Alide Maria Salvetta (22 March 1941 – 19 March 1991) was an Italian operatic soprano who had an active international career in concerts and operas from the 1960s until her death in 1991.

==Life and career==
Born in Sarche, Trento, Salvetta was trained at the Conservatorio Claudio Monteverdi in Bolzano where she later taught on the voice faculty. She began performing professionally in the mid-1960s. She sang in concerts at several notable festivals, including the Berlin Klassiktage, the Donaueschingen Festival, the Festival d'Automne in Paris, the Festival dei Due Mondi, and the Holland Festival.
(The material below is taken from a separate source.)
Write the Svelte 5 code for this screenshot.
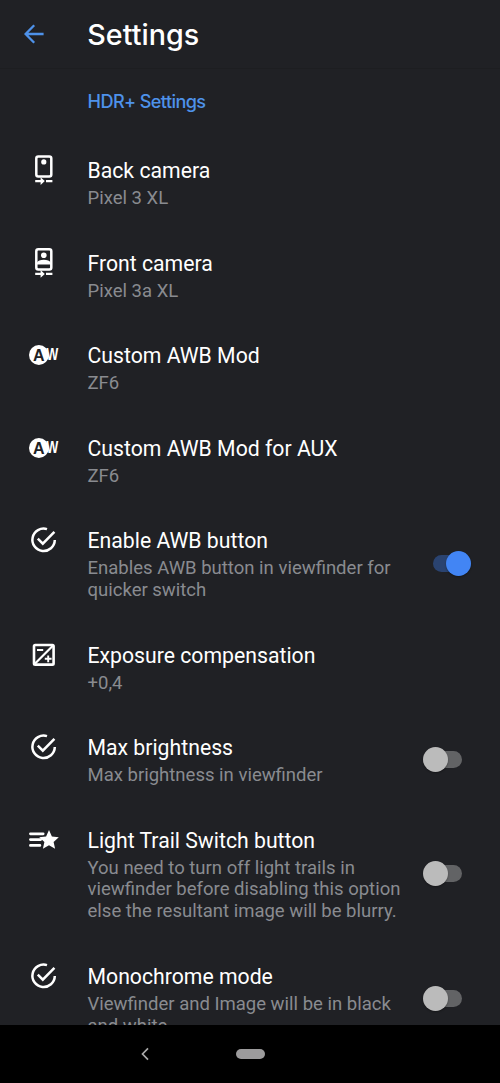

Her opera credits included performances at La Fenice, the Maggio Musicale Fiorentino, the Opéra National de Lyon, the Paris Opera, the Teatro Comunale di Bologna, the Teatro dell'Opera di Roma, the Teatro di San Carlo, and the Teatro Regio di Torino. She notably created the role of the Cantatrice/Juliana in the world premiere of Salvatore Sciarrino's Aspern at the Teatro della Pergola in Florence in 1978.

Salvetta was particularly known for her work as a concert soprano and recitalist, and she frequently performed in concerts and recitals with the pianist Antonio Ballista. She was a champion of new music, notably singing the premieres of works by composers Luciano Berio, Paolo Castaldi, Niccolò Castiglioni, Luis De Pablo, Franco Donatoni, Carlo Galante, Alessandro Lucchetti, Giacomo Manzoni, Ennio Morricone, Jan Novák, Carlo Pedini, Salvatore Sciarrino, and Hubert Stuppner. She also appeared in concerts with many notable orchestras, including the London Sinfonietta, the RAI National Symphony Orchestra, and the Spanish National Orchestra among others.

Salvetta died in Trento in 1991 at the age of 49.